Tracey Watkins writes that National is pissing off important constituencies and Labour’s messages are resonating:
There may not be any sign yet of the Government closing the income gap with Australia but there are certainly signs that the squeeze is starting to go on to ordinary Kiwis.
Not only is there no sign of the gap closing, it’s widening by every measure (wages, GDP, unemployment)
The sharp end of all that talk about belt-tightening and trimming “waste” is emerging and we are hearing the first warning rumblings from the likes of Grey Power that, whatever they giveth (in this case their vote), they can also take away.
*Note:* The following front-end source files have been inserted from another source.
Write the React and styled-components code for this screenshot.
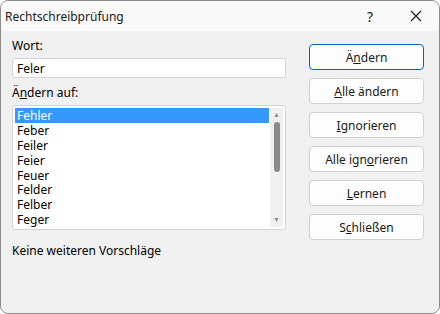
import React from 'react'
import styled, { createGlobalStyle } from 'styled-components'

const Global = createGlobalStyle`
  html, body {
    margin: 0;
    padding: 0;
    background: #ffffff;
  }
  * { box-sizing: border-box; }
`

const suggestions = ['Fehler', 'Feber', 'Feiler', 'Feier', 'Feuer', 'Felder', 'Felber', 'Feger']

const buttons = [
  { pre: 'Ä', key: 'n', post: 'dern', primary: true },
  { pre: '', key: 'A', post: 'lle ändern' },
  { pre: '', key: 'I', post: 'gnorieren' },
  { pre: 'Alle ign', key: 'o', post: 'rieren' },
  { pre: '', key: 'L', post: 'ernen' },
  { pre: 'S', key: 'c', post: 'hließen' }
]

export default function App() {
  return (
    <>
      <Global />
      <Window>
        <TitleBar>
          <Title>Rechtschreibprüfung</Title>
          <Caption>?</Caption>
          <Caption>
            <svg width="12" height="12" viewBox="0 0 12 12">
              <path d="M1 1 L11 11 M11 1 L1 11" stroke="#1a1a1a" strokeWidth="1.1" fill="none" />
            </svg>
          </Caption>
        </TitleBar>
        <Body>
          <LeftColumn>
            <Label>Wort:</Label>
            <Input defaultValue="Feler" />
            <Label $top={7}>
              Ä<u>n</u>dern auf:
            </Label>
            <ListBox>
              <Items>
                {suggestions.map((word, i) => (
                  <Item key={word} $selected={i === 0}>{word}</Item>
                ))}
              </Items>
              <ScrollBar>
                <Arrow>▲</Arrow>
                <Track>
                  <Thumb />
                </Track>
                <Arrow>▼</Arrow>
              </ScrollBar>
            </ListBox>
            <Status>Keine weiteren Vorschläge</Status>
          </LeftColumn>
          <ButtonColumn>
            {buttons.map(b => (
              <Button key={b.key + b.post} $primary={b.primary}>
                {b.pre}<u>{b.key}</u>{b.post}
              </Button>
            ))}
          </ButtonColumn>
        </Body>
      </Window>
    </>
  )
}

const Window = styled.div`
  width: 440px;
  height: 314px;
  border: 1px solid #8c8c8c;
  border-radius: 8px;
  overflow: hidden;
  background: #f0f0f0;
  display: flex;
  flex-direction: column;
  font-family: 'Noto Sans', 'Segoe UI', sans-serif;
  font-size: 12px;
  color: #000;
`

const TitleBar = styled.div`
  height: 30px;
  flex: none;
  display: flex;
  align-items: center;
  background: #f9f9f9;
`

const Title = styled.div`
  flex: 1;
  padding-left: 4px;
  font-size: 12px;
  color: #1a1a1a;
`

const Caption = styled.div`
  width: 46px;
  height: 30px;
  display: flex;
  align-items: center;
  justify-content: center;
  font-size: 14px;
  color: #1a1a1a;
`

const Body = styled.div`
  flex: 1;
  display: flex;
  padding: 7px 15px 0 11px;
  gap: 23px;
`

const LeftColumn = styled.div`
  width: 274px;
  display: flex;
  flex-direction: column;
`

const Label = styled.div`
  margin-top: ${p => p.$top || 0}px;
  height: 16px;
  line-height: 16px;
  margin-bottom: 4px;
`

const Input = styled.input`
  height: 20px;
  border: 1px solid #d4d4d4;
  border-radius: 3px;
  background: #fff;
  padding: 0 4px;
  font: inherit;
  color: #000;
  outline: none;
`

const ListBox = styled.div`
  height: 125px;
  border: 1px solid #d4d4d4;
  border-radius: 3px;
  background: #fff;
  display: flex;
  padding: 2px;
`

const Items = styled.div`
  flex: 1;
  display: flex;
  flex-direction: column;
  overflow: hidden;
`

const Item = styled.div`
  height: 15px;
  line-height: 15px;
  padding-left: 2px;
  overflow: hidden;
  background: ${p => (p.$selected ? '#3399ff' : 'transparent')};
  color: ${p => (p.$selected ? '#fff' : '#000')};
`

const ScrollBar = styled.div`
  width: 13px;
  margin-left: 1px;
  background: #f0f0f0;
  display: flex;
  flex-direction: column;
  align-items: center;
`

const Arrow = styled.div`
  height: 14px;
  line-height: 14px;
  font-size: 7px;
  color: #8a8a8a;
`

const Track = styled.div`
  flex: 1;
  width: 100%;
  display: flex;
  justify-content: center;
`

const Thumb = styled.div`
  width: 6px;
  height: 50px;
  border-radius: 3px;
  background: #8a8a8a;
`

const Status = styled.div`
  margin-top: 12px;
`

const ButtonColumn = styled.div`
  width: 115px;
  padding-top: 6px;
  display: flex;
  flex-direction: column;
  gap: 8px;
`

const Button = styled.div`
  height: 26px;
  display: flex;
  align-items: center;
  justify-content: center;
  background: #fdfdfd;
  border: 1px solid ${p => (p.$primary ? '#0067c0' : '#d0d0d0')};
  border-radius: 4px;
  color: #1a1a1a;
`
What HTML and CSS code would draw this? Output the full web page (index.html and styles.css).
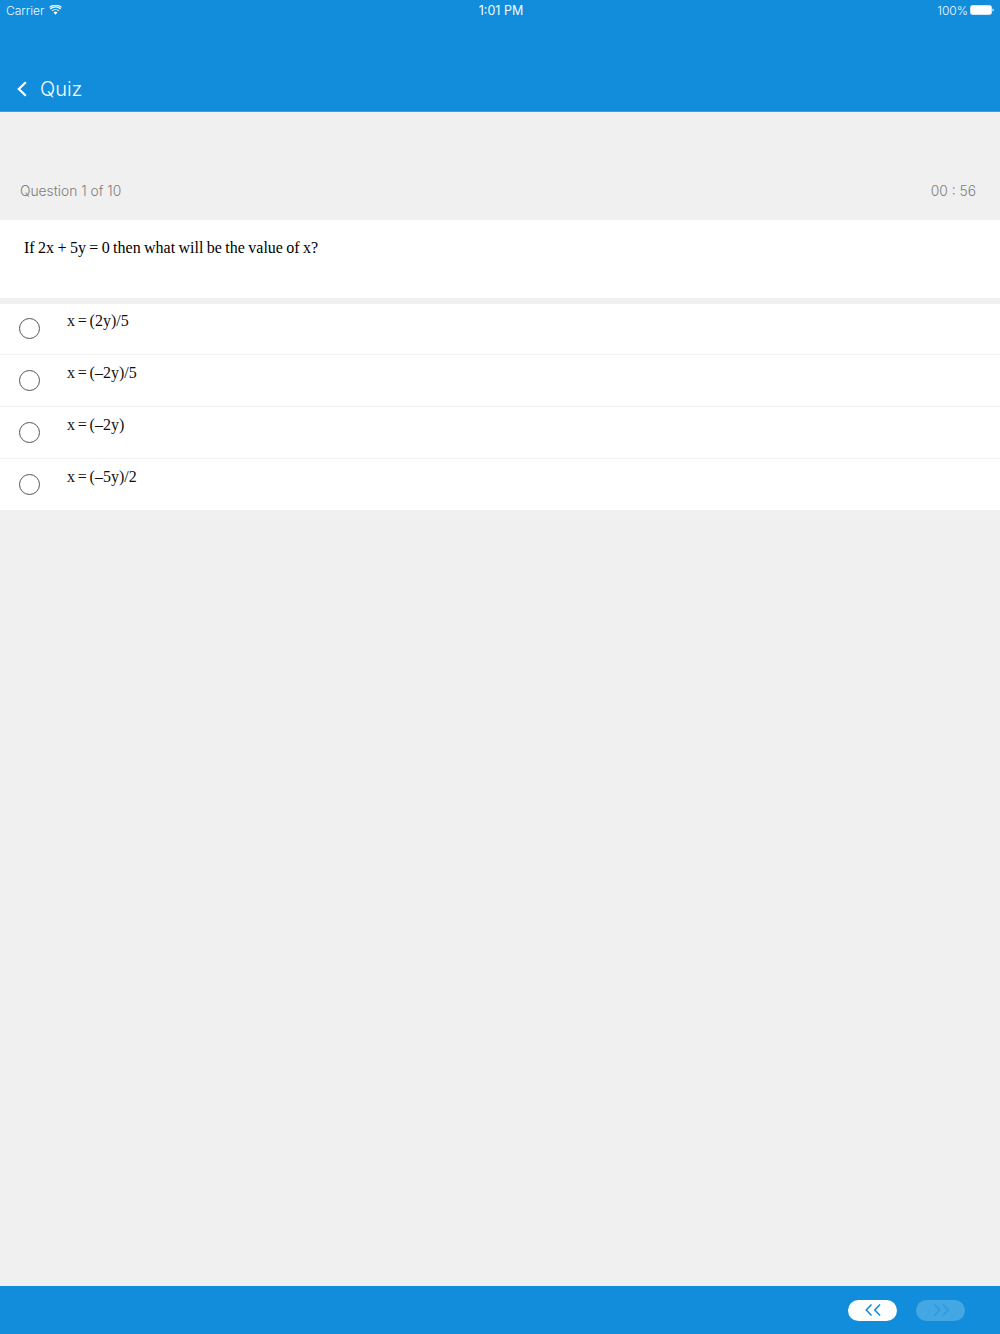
FILE: index.html
```html
<!DOCTYPE html>
<html lang="en">
<head>
<meta charset="utf-8">
<title>Quiz</title>
<link rel="stylesheet" href="styles.css">
</head>
<body>
<div class="app">
  <header class="header">
    <div class="status">
      <div class="status-left">
        <span>Carrier</span>
        <svg class="wifi" width="13" height="10" viewBox="0 0 14 10"><path d="M7 10 4.9 7.6a3 3 0 0 1 4.2 0Z" fill="#fff"/><path d="M3.4 5.9a5.2 5.2 0 0 1 7.2 0M1.5 3.9a8 8 0 0 1 11 0M.6 2.200a9.800 9.800 0 0 1 12.800 0" fill="none" stroke="#fff" stroke-width="1.3"/></svg>
      </div>
      <div class="status-time">1:01 PM</div>
      <div class="status-right">
        <span>100%</span>
        <svg class="battery" width="24" height="10" viewBox="0 0 24 10"><rect x=".5" y=".5" width="21" height="9" rx="2" fill="#fff" stroke="#cfe6f7"/><path d="M22.500 3.500c.8.2 1.200.8 1.200 1.500s-.4 1.300-1.200 1.500Z" fill="#fff"/></svg>
      </div>
    </div>
    <div class="nav">
      <svg class="back" width="12" height="16" viewBox="0 0 12 16"><path d="M9.800 1.200 2.800 8l7 6.800" fill="none" stroke="#fff" stroke-width="2.200"/></svg>
      <span class="nav-title">Quiz</span>
    </div>
  </header>
  <main class="main">
    <div class="meta">
      <span>Question 1 of 10</span>
      <span>00 : 56</span>
    </div>
    <div class="question">If 2x + 5y = 0 then what will be the value of x?</div>
    <ul class="options">
      <li class="option"><span class="radio"></span><span class="option-text">x = (2y)/5</span></li>
      <li class="option"><span class="radio"></span><span class="option-text">x = (–2y)/5</span></li>
      <li class="option"><span class="radio"></span><span class="option-text">x = (–2y)</span></li>
      <li class="option"><span class="radio"></span><span class="option-text">x = (–5y)/2</span></li>
    </ul>
  </main>
  <footer class="footer">
    <div class="pill">
      <svg width="18" height="14" viewBox="0 0 18 14"><path d="M7.500 1.500 2.300 7l5.200 5.500M16 1.500 10.800 7l5.200 5.500" fill="none" stroke="#128ddb" stroke-width="1.600"/></svg>
    </div>
    <div class="pill pill-off">
      <svg width="18" height="14" viewBox="0 0 18 14"><path d="M2.500 1.500 7.700 7l-5.200 5.500M11 1.500 16.200 7 11 12.500" fill="none" stroke="#2e9be0" stroke-width="1.600"/></svg>
    </div>
  </footer>
</div>
</body>
</html>
```
FILE: styles.css
```css
* { box-sizing: border-box; }
html, body { margin: 0; padding: 0; }
body { background: #f0f0f0; font-family: Inter, Roboto, "Liberation Sans", sans-serif; }
.app { width: 1000px; height: 1334px; display: flex; flex-direction: column; }

.header { height: 112px; background: #128ddb; color: #fff; display: flex; flex-direction: column; border-bottom: 1px solid #3d9fde; }
.status { height: 20px; padding: 0 6px; display: grid; grid-template-columns: 1fr auto 1fr; align-items: center; font-size: 12px; font-weight: 300; color: #f2f9fe; }
.status-left { display: flex; align-items: center; gap: 5px; }
.status-time { padding-left: 2px; font-size: 12.5px; font-weight: 400; }
.status-right { display: flex; align-items: center; justify-content: flex-end; gap: 2px; }
.wifi, .battery { display: block; }

.nav { flex: 1; display: flex; align-items: flex-end; padding: 0 0 8px 16px; gap: 12px; }
.back { margin-bottom: 6px; }
.nav-title { font-size: 20px; font-weight: 300; line-height: 28px; color: #f7fbfe; }

.main { flex: 1; display: flex; flex-direction: column; }
.meta { height: 108px; padding: 0 24px 20px 20px; display: flex; justify-content: space-between; align-items: flex-end; font-size: 13.8px; font-weight: 300; line-height: 17px; color: #7e7e7e; }

.question { height: 78px; background: #fff; padding: 18px 24px 0; font-family: "Liberation Serif", serif; font-size: 16px; word-spacing: -0.6px; line-height: 19px; color: #000; margin-bottom: 5px; }

.options { list-style: none; margin: 0; padding: 0; }
.option { height: 52px; background: #fff; border-bottom: 1px solid #f2f2f2; display: flex; padding-left: 19px; }
.option:first-child { box-shadow: inset 0 1px 0 #f0f0f0; }
.option:last-child { border-bottom-color: #f0f0f0; }
.radio { width: 21px; height: 21px; margin-top: 15px; border: 1.500px solid #555; border-radius: 50%; background: #fff; }
.option-text { margin: 9px 0 0 27px; font-family: "Liberation Serif", serif; font-size: 16px; word-spacing: -1.2px; line-height: 18px; color: #111; }

.footer { height: 48px; background: #128ddb; display: flex; justify-content: flex-end; align-items: center; gap: 19px; padding: 0 35px 0 0; }
.pill { width: 49px; height: 21px; border-radius: 11px; background: #fff; display: flex; align-items: center; justify-content: center; }
.pill-off { background: #42a7e3; }
```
Given the lengths John Key went to for the ultra-powerful grey vote, this will be cause for some unease within National’s camp.
Key promised the world to everyone, he has failed to do anything for anyone except the wealthy elite.
a [GST] rise to 15 per cent from 12.5 per cent will hit those on fixed incomes the hardest and the Government’s assurances of compensation all round are being treated with healthy scepticism. This is only natural, since what seems like a neat solution in an academic sense to the Tax Working Group’s call for a more competitive tax environment is likely to hold less allure the further down the income chain voters are. Labour’s line that the GST rise is nothing more than a thinly disguised tax cut for the rich, paid for by the poor, appears to be resonating.
Messages work best when they are true and when the public can see they’re true. Anyone with any common sense can see that if you raise GST and spend most of the money cutting taxes for the rich then middle and low income Kiwi families end up worse off. People are against GST increases because they know it’s a wealth transfer from the many to the rich few in disguise.
the crunch hitting home at Radio New Zealand and the Conservation Department may cause surprisingly few ripples among the man or woman in the street….And many businesses have been forced to adapt why not DOC?
I can’t agree with that. The Save RNZ Facebook group now has 7,000 members in just over two days. And the conservation estate is not just some abstract valued by urban liberals, it is a big part of provincial life, and vital to tourism. DoC is not a business, it is the guardian of our natural treasures for this generation and the ones to come. A lot of natural conservatives are concerned about conserving the natural state of our conservation lands.
On the Government’s spending cuts forcing DHBs to reduce home help the elderly: “the policy seems senseless, as well as insensitive, given that a few hours’ home help seems to be a vastly cheaper option than putting up the elderly at expensive retirement facilities. Like adult night classes, chopped for savings of just $13 million, the Government seems to be buying itself a fight with a significant chunk of voters including the sons and daughters of all those elderly stay-at-home voters for what seems like chump’s change in the grand scheme of things.”
This is a government that is willing to sink $50 million into a cycleway with no business case, will chuck a billion at Whanau Ora (which no-one can even define), can rustle up a hundred million or so for its stupid national standards experiment, and has billions for motorways that will produce less benefit than the cost, but cheap cost-effective programmes get the slash for ideological reasons.
Governments are rarely undone by one big thing – death by a thousand cuts is the more common fate. And it all hangs on whether voters continue to believe in the grander plan. So the budget will need to do a better job than has been done so far of explaining the big picture.
It’s becoming increasingly clear that National’s plan was ‘get elected’ and there’s nothing to follow it up, except PR stunts and silly announcements that come to nothing (cycleway, party central, whaling ‘plan’) as Smiling John bounces from cloud to cloud, and, in the background, ministers quietly pay off favours from National’s mates. There is no ‘big picture’ for the economy.
Because today’s grumbles are just the tip of what looks like a very large iceberg ahead.
Things are turning sharply for the Government. We’ve all felt it in the last few weeks. You can see it in the changing tenor of the rightwing blogs and the media. The latest Roy Morgan poll gives some early hints with the government confidence rating taking its sharpest fall since National came to power. The way is open for Labour to show itself as a government-in-waiting with a genuine commitment to the needs of the many.